Sunday, 19 March 2023

World on Fire - An Extract

In the Serbian concentration camps of the early 1990s, the women prisoners were raped, over and over, many times a day, often with broken bottles, often together with their daughters. The men, if they were lucky, were beaten to death as the Serbian guards sang national anthems. If they were not so fortunate, they were castrated or, at gunpoint, forced to castrate their fellow prisoners, sometimes with their own teeth. In all, thousands were tortured and executed.

In Rwanda in 1994, ordinary Hutus killed 800,000 Tutsis over a period of three months, typically hacking them to death with machetes. Young children would come home to find their mothers, fathers, sisters, and brothers, on the living room floor, in piles of severed heads and limbs.

In Jakarta in 1998, screaming Indonesian mobs torched, smashed, and looted hundreds of Chinese shops and homes, leaving over 2000 dead. One who survived - a 14-year-old Chinese girl - later committed suicide by taking rat poison. She had been gang raped and genitally mutilated in front of her parents.

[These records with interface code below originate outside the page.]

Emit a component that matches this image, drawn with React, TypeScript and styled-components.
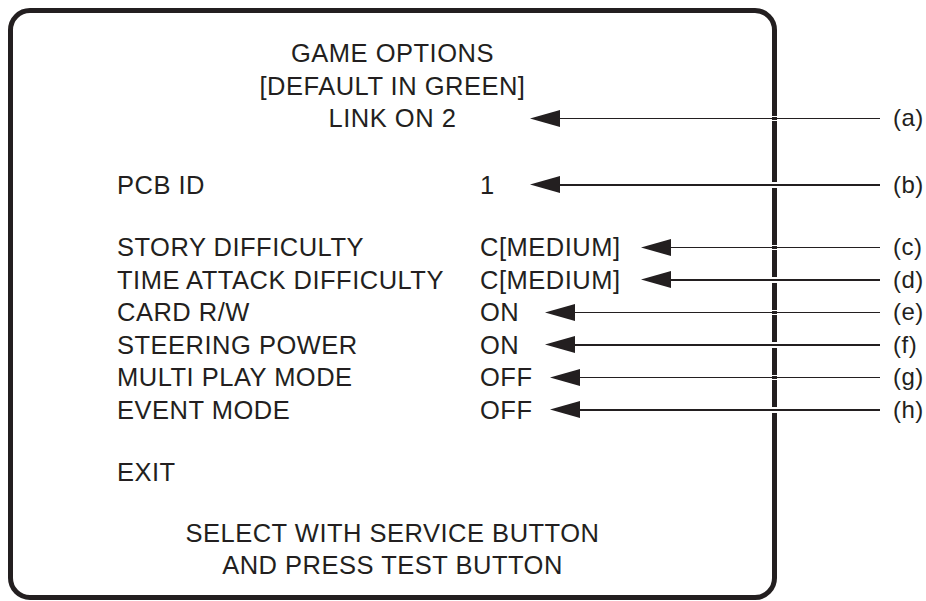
import React from 'react';
import styled, { createGlobalStyle } from 'styled-components';

const ink = '#231f20';

const GlobalStyle = createGlobalStyle`
  html, body {
    margin: 0;
    padding: 0;
    background: #fff;
  }
  body {
    font-family: "Liberation Sans", Arial, sans-serif;
    color: ${ink};
  }
`;

const Page = styled.div`
  width: 926px;
  height: 601px;
  overflow: hidden;
`;

const Panel = styled.div`
  box-sizing: border-box;
  margin: 8px 0 0 8px;
  width: 769px;
  height: 592px;
  border: 5px solid ${ink};
  border-radius: 22px;
  padding-top: 24px;
  display: flex;
  flex-direction: column;
  font-size: 25.5px;
  letter-spacing: 0.5px;
  line-height: 32.5px;
`;

const Block = styled.div<{ $gap?: number }>`
  margin-top: ${p => p.$gap ?? 0}px;
`;

const Centered = styled.div`
  text-align: center;
  white-space: nowrap;
`;

const CenteredRow = styled.div`
  display: grid;
  grid-template-columns: 1fr auto 1fr;
  align-items: center;
  height: 32.5px;
`;

const Row = styled.div`
  display: flex;
  align-items: center;
  height: 32.5px;
  padding-left: 104px;
  margin-right: -154px;
  white-space: nowrap;
`;

const Label = styled.span`
  flex: none;
  width: 363px;
`;

const Value = styled.span`
  flex: none;
`;

const CalloutWrap = styled.div<{ $lead: number; $stretch?: boolean }>`
  display: flex;
  align-items: center;
  flex: 1;
  min-width: 0;
  margin-left: ${p => p.$lead}px;
  margin-right: ${p => (p.$stretch ? -154 : 0)}px;
`;

const Head = styled.svg`
  flex: none;
  display: block;
`;

const Line = styled.div`
  flex: 1;
  height: 1.5px;
  background: ${ink};
  box-shadow: 0 2px 0 0 #fff, 0 -2px 0 0 #fff;
`;

const Tag = styled.span`
  flex: none;
  width: 33px;
  margin-left: 13px;
  text-align: left;
  font-size: 24px;
  letter-spacing: 0.5px;
`;

const Callout: React.FC<{ tag: string; lead: number; stretch?: boolean }> = ({ tag, lead, stretch }) => (
  <CalloutWrap $lead={lead} $stretch={stretch}>
    <Head width="30" height="17" viewBox="0 0 30 17">
      <polygon points="0,8.5 30,0 30,17" fill={ink} />
    </Head>
    <Line />
    <Tag>({tag})</Tag>
  </CalloutWrap>
);

const options = [
  { label: 'STORY DIFFICULTY', value: 'C[MEDIUM]', tag: 'c', lead: 20 },
  { label: 'TIME ATTACK DIFFICULTY', value: 'C[MEDIUM]', tag: 'd', lead: 20 },
  { label: 'CARD R/W', value: 'ON', tag: 'e', lead: 26 },
  { label: 'STEERING POWER', value: 'ON', tag: 'f', lead: 26 },
  { label: 'MULTI PLAY MODE', value: 'OFF', tag: 'g', lead: 17 },
  { label: 'EVENT MODE', value: 'OFF', tag: 'h', lead: 17 },
];

const App: React.FC = () => (
  <Page>
    <GlobalStyle />
    <Panel>
      <Block>
        <Centered>GAME OPTIONS</Centered>
        <Centered>[DEFAULT IN GREEN]</Centered>
        <CenteredRow>
          <span />
          <Centered>LINK ON 2</Centered>
          <Callout tag="a" lead={74} stretch />
        </CenteredRow>
      </Block>

      <Block $gap={34}>
        <Row>
          <Label>PCB ID</Label>
          <Value>1</Value>
          <Callout tag="b" lead={35} />
        </Row>
      </Block>

      <Block $gap={30}>
        {options.map(o => (
          <Row key={o.tag}>
            <Label>{o.label}</Label>
            <Value>{o.value}</Value>
            <Callout tag={o.tag} lead={o.lead} />
          </Row>
        ))}
      </Block>

      <Block $gap={30}>
        <Row>
          <Label>EXIT</Label>
        </Row>
      </Block>

      <Block $gap={28}>
        <Centered>SELECT WITH SERVICE BUTTON</Centered>
        <Centered>AND PRESS TEST BUTTON</Centered>
      </Block>
    </Panel>
  </Page>
);

export default App;
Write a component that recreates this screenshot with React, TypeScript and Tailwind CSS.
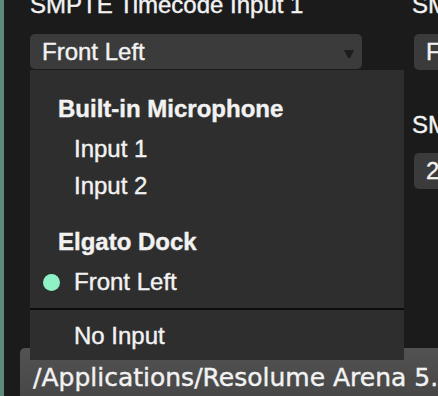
import React from "react";

const menuGroups = [
  { title: "Built-in Microphone", items: ["Input 1", "Input 2"] },
  { title: "Elgato Dock", items: ["Front Left"] },
];

const Arrow = () => (
  <svg width="10" height="8" viewBox="0 0 10 8" className="mt-[5px] shrink-0">
    <polygon points="0,0 10,0 6,8 4,8" fill="#1c1c1c" />
  </svg>
);

const App = () => {
  return (
    <div className="relative w-[438px] h-[396px] overflow-hidden flex bg-[#1b1b1b] text-[#f2f2f2] [-webkit-text-stroke-width:0.4px] font-['Liberation_Sans',Arial,sans-serif]">
      {/* green strip at the window edge */}
      <div className="w-[4px] shrink-0 bg-[#5e8b79]" />

      <div className="flex-1 flex flex-col min-w-0">
        <div className="h-[348px] shrink-0 flex pl-[26px] gap-[50px]">
          {/* column 1 */}
          <div className="w-[332px] shrink-0 flex flex-col mt-[-7px]">
            <div className="text-[24px] leading-[24px] whitespace-nowrap">SMPTE Timecode Input 1</div>
            <div className="mt-[17px] h-[35px] rounded-[5px] bg-[#3b3b3b] flex items-center justify-between pl-[12px] pr-[8px]">
              <span className="text-[24px] leading-[35px] whitespace-nowrap">Front Left</span>
              <Arrow />
            </div>
          </div>

          {/* column 2, cut off by the window */}
          <div className="w-[300px] shrink-0 flex flex-col mt-[-7px]">
            <div className="text-[24px] leading-[24px] whitespace-nowrap">SMPTE Timecode Input 2</div>
            <div className="mt-[17px] ml-[2px] h-[36px] rounded-[5px] bg-[#3b3b3b] flex items-center pl-[12px]">
              <span className="text-[24px] leading-[36px] whitespace-nowrap">Front Right</span>
            </div>
            <div className="mt-[43px] text-[24px] leading-[24px] whitespace-nowrap">SMPTE Frame Rate</div>
            <div className="mt-[16px] ml-[2px] h-[36px] rounded-[5px] bg-[#3b3b3b] flex items-center pl-[12px]">
              <span className="text-[24px] leading-[36px] whitespace-nowrap">25 fps</span>
            </div>
          </div>
        </div>

        {/* path field */}
        <div className="ml-[16px] h-[48px] w-[440px] rounded-tl-[5px] bg-gradient-to-b from-[#525252] to-[#474747] pl-[13px] pt-[15px] overflow-hidden">
          <div className="text-[25px] leading-[29px] whitespace-nowrap font-['DejaVu_Sans',sans-serif]">
            /Applications/Resolume Arena 5.0
          </div>
        </div>
      </div>

      {/* open dropdown menu */}
      <div className="absolute left-[30px] top-[70px] w-[374px] h-[290px] bg-[#2e2e2e] flex flex-col pt-[21px]">
        {menuGroups.map((group, gi) => (
          <div key={group.title} className={gi > 0 ? "mt-[20px]" : ""}>
            <div className="pl-[28px] text-[24px] leading-[36px] font-bold">{group.title}</div>
            {group.items.map((item, i) => (
              <div
                key={item}
                className={`flex items-center h-[36px] ${i === 0 ? "mt-[4px]" : "mt-[1px]"}`}
              >
                <div className="w-[44px] shrink-0 flex">
                  {group.title === "Elgato Dock" && item === "Front Left" && (
                    <div className="ml-[13px] w-[17px] h-[17px] rounded-full bg-[#8ff2c6]" />
                  )}
                </div>
                <span className="text-[24px] leading-[36px]">{item}</span>
              </div>
            ))}
          </div>
        ))}
        <div className="mt-[8px] h-[2px] bg-[#0d0d0d]" />
        <div className="mt-[8px] pl-[44px] text-[24px] leading-[36px]">No Input</div>
      </div>
    </div>
  );
};

export default App;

In Israel in 1998, a suicide bomber driving a car packed with explosives rammed into a school bus filled with 34 Jewish children between the ages of six and eight. Over the next few years, such incidents intensified, becoming daily occurrences and a powerful collective expression of Palestinian hatred. “We hate you” a senior Arafat official elaborated in April 2002 “and the air hates you the land hates you the trees hate you there is no purpose in your staying on this land.”

 

On September 2001, middle eastern terrorists hijacked for American airplanes. They destroyed the World Trade Centre and the south-west side of the Pentagon, crushing and incinerating, approximately 3000 people. “Why you are hated all over the world.” proclaims a banner held by Arab demonstrators. Apart from the violence, what is the connection between these episodes? The answer lies in the increasing relationship and the explosive collision between the three most powerful forces operating in the world today: markets, democracy, and ethnic hatred.